The full school community is invited to a special Affinity Group program on Sunday, Oct. 21. The event will include a partial viewing of an "America to Me"
episode and a panel discussion focused on racial relationships and interactions among high school students.
"America to Me" is a 10-part docu-series that offers an intense examination of racial, economic and class issues in Chicagoland's elite Oak Park and River Forest High School (OPRF). The show shares stories from the school’s students, parents, faculty and staff about the pressures and challenges of high school students. The New York Times called the show “a searing lesson in school inequity.”

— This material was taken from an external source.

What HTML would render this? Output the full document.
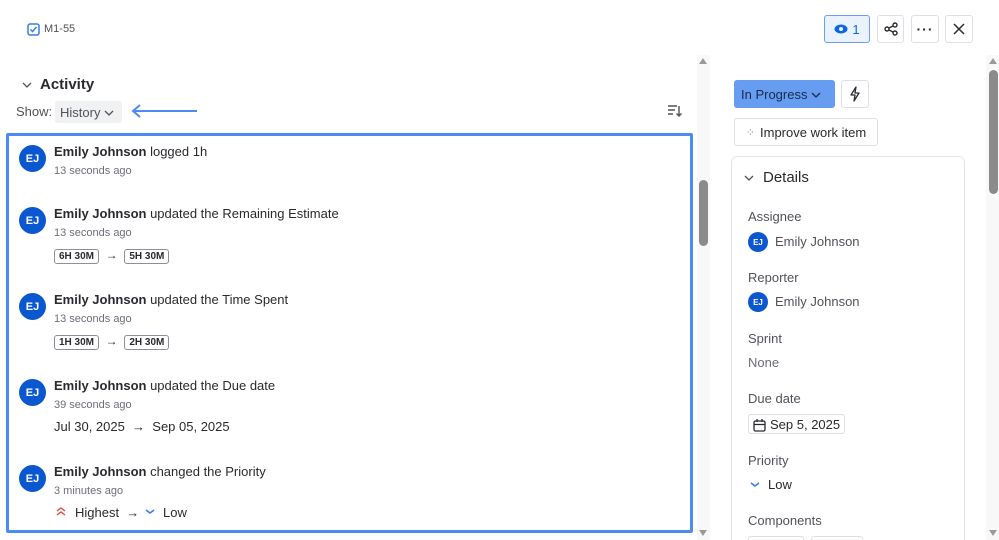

Discussion panelists will include: Trustee Evan Smith, editor of The Texas Tribune; alumna Virginia Cumberbatch ’06, director of community engagement at The University of Texas at Austin; and St. Stephen’s dorm parent Jess Narita, who attended OPRF as a student. The panel will be mediated by members of St. Stephen’s various affinity groups.
5:30 p.m. Pizza and drinks outside Hines Black Box theatre
6 to 7 p.m. Watch an episode of "America to Me"
7 to 8 p.m. Panel discussion
This engaging program will take place on Sunday, Oct. 21. Please send an email to Yvonne Adams at firstname.lastname@example.org
to let her know you plan to attend.
Wondering what the term “affinity group” means? An affinity group is a gathering of people who share an identity, such as race, gender, religion, country of origin, language or family status. St. Stephen’s Affinity Group student organization is comprised of five smaller affinity groups that regularly meet to discover what it means to have their shared identity, celebrate successes, raise issues or concerns, and learn information that may affect its members. The different groups’ discussions and activities depend on the needs of its members.
St. Stephen’s various affinity groups include:
- Unapologetic: Black/African-American;
- Espacios Compartidos: Latino/Latina/Latinx
- WOKE: White/Caucasian
- True Colors: LGBTQ
“Some people may wonder why student Affinity Groups are important to have within the larger St. Stephen’s community,” said Yvonne Adams, director of equity and inclusion. “We learn a great deal from conversations and interactions with people from all backgrounds and experiences, which happen on a daily basis at St. Stephen’s. However, we have unique identities that make us see the world in different ways.
“Often, we engage in intercultural dialogue without examining how our identity affects our perceptions, and we stumble into conflict because someone else does not ‘see’ the same things we do,” she explained. “Having conversations in Affinity Groups allows us to begin to examine why we see the world the way we do and acknowledge that we all experience the world differently. This understanding engenders greater acceptance of other peoples’ perspectives, allowing for more fruitful intercultural dialogues and interactions.”